BRONXVILLE, N.Y. Residents waited two hours for an opportunity to address the Bronxville Library Board about the lawsuit between Bronxville Library Director Laura Eckley and the Village of Bronxville.
The Wednesday night meeting was the first time the board met since a lawsuit was filed in mid-December by Eckley after, according to her suit, the village board first passed a resolution to raise her salary in October, then rescinded the raise without cause or notice a month later.
While most members of the library board refused to speak about the lawsuit, former board president Sean Abbott, who has been on the board since 2008 longer than any of the other seven board members said he was "terribly and personally embarrassed by the behavior of his colleagues."
"I support the library and this whole incident is inexplicable," Abbott said. "I don't understand how it happened and why it happened, and I was in the room. I am hoping I can find out and resolve the situation quickly."
Bronxville resident Maggie Bop, a member of the Friends of the Bronxville Library, said she was "nothing but impressed with Laura Eckley." Her words, she insisted, were of her own personal belief, not on behalf of the Friends group, which raises money to support library activities and programs.
Bop said she has been stopped on the street by fellow residents who are upset about the controversy at the Bronxville Library.
"Everyone has egg on their face about this," Bop told the board.
But Bop said she is also worried about how the controversy will impact the reputation and the continued support of the library by generous benefactors.
"Donations have doubled in the last few years," said Bop, who has been a member of the Friends group for four years and has served as its treasurer for the last two. "That has allowed us to support many events and programs."
The library board is an eight-member unpaid board, each of whom are appointed by the Bronxville Village for three-year terms. The board sets policy and disburses the budget within the library. As director, Eckley oversees 31 employees and approximately 750 programs and events.
Richard O'Connell is a longtime Bronxville resident who urged the board to use common sense when dealing with the situation to save money and the librarys reputation.
I urge the library board to set down and think about the effect this is having and settle things expeditiously," OConnell said.

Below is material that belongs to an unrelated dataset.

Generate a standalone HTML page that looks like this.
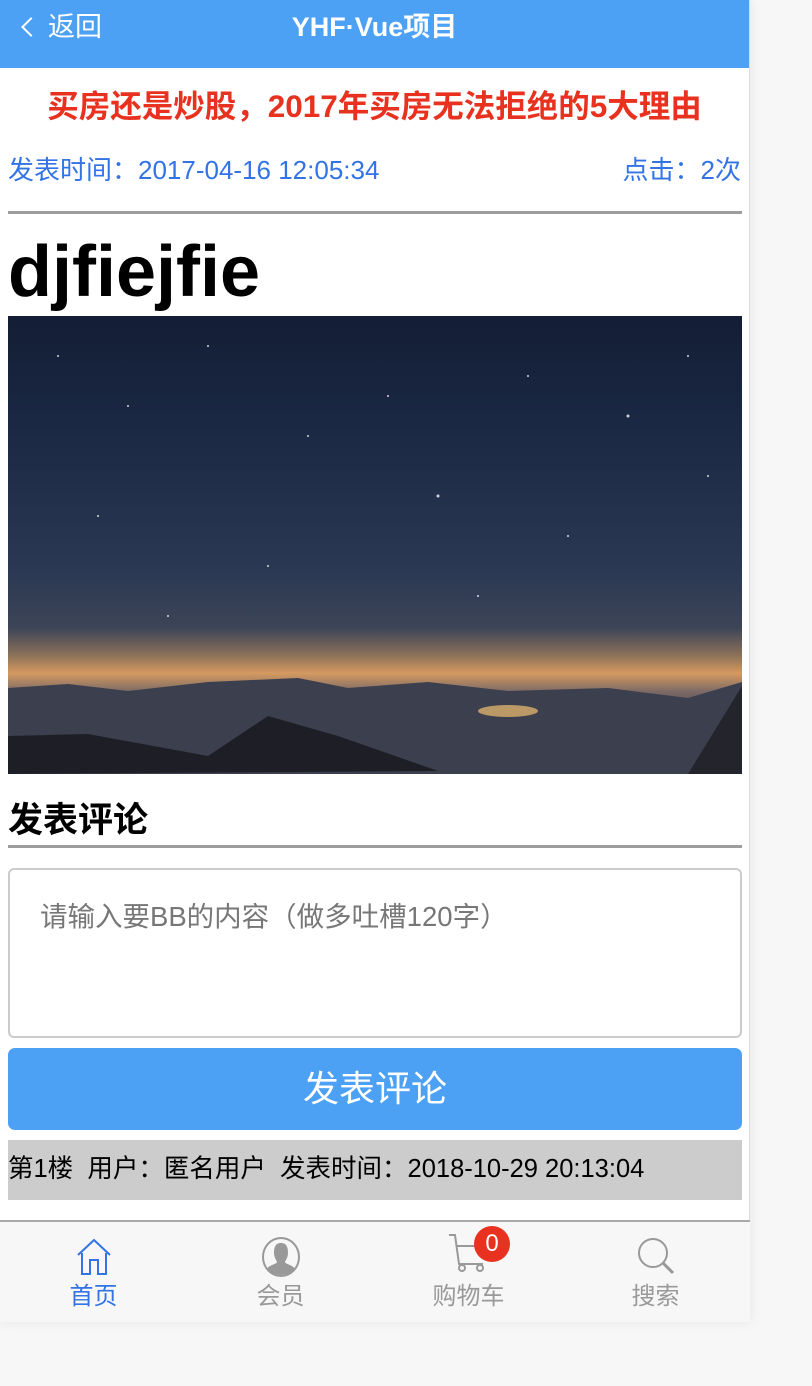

Resident Ed Barr said he usually does not get involved in town business unless it is really extraordinary.
"I have never seen a board vote and agree on giving a salary increase and then rescinding that increase," Barr said. "This is not the way to run an organization, a village or a library."
When residents wanted to know why the board made the decision to take away Eckley's raise, Abbott and other board members said the lawyers representing the village advised them not to speak about the matter.
"Now we have to shut up because we are paying lawyers instead of librarians," said Abbott.
Eckley declined comment but earlier in the week, her attorney, Anthony Pirotti, called the actions of the board "ridiculous and disgraceful."
"Laura Eckley did not seek a raise from the village," Pirotti said. "She was rewarded a raise by the board because of the very good job she does. Then, without any change in her performance or any other circumstances that would merit such a change, the board took the raise away."